Born and raised in Indianapolis, Vonnegut attended Cornell University, but withdrew in January 1943 and enlisted in the U.S. Army. As part of his training, he studied mechanical engineering at the Carnegie Institute of Technology and the University of Tennessee. He was then deployed to Europe to fight in World War II and was captured by the Germans during the Battle of the Bulge. He was interned in Dresden, where he survived the Allied bombing of the city in a meat locker of the slaughterhouse where he was imprisoned. After the war, he married Jane Marie Cox. He and his wife both attended the University of Chicago while he worked as a night reporter for the City News Bureau.
Vonnegut published his first novel, Player Piano, in 1952. It received positive reviews yet sold poorly. In the nearly 20 years that followed, several well regarded novels were published, including The Sirens of Titan (1959) and Cat's Cradle (1963), both of which were nominated for the Hugo Award for best science fiction or fantasy novel of the year. His short-story collection, Welcome to the Monkey House, was published in 1968.
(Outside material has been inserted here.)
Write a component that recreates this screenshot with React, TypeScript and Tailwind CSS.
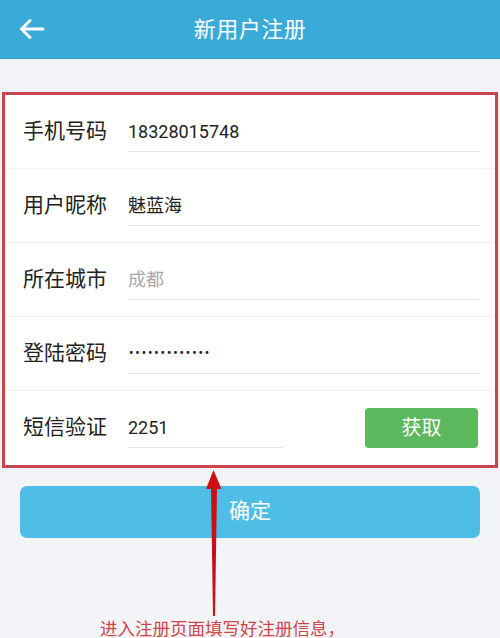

Vonnegut's breakthrough was his commercially and critically successful sixth novel, Slaughterhouse-Five (1969). Its anti-war sentiment resonated with its readers amid the Vietnam War, and its reviews were generally positive. It rose to the top of The New York Times Best Seller list and made Vonnegut famous. Later in his career, Vonnegut published autobiographical essays and short-story collections such as Fates Worse Than Death (1991) and A Man Without a Country (2005). He has been hailed for his darkly humorous commentary on American society. His son Mark published a compilation of his work, Armageddon in Retrospect, in 2008. In 2017, Seven Stories Press published Complete Stories, a collection of Vonnegut's short fiction.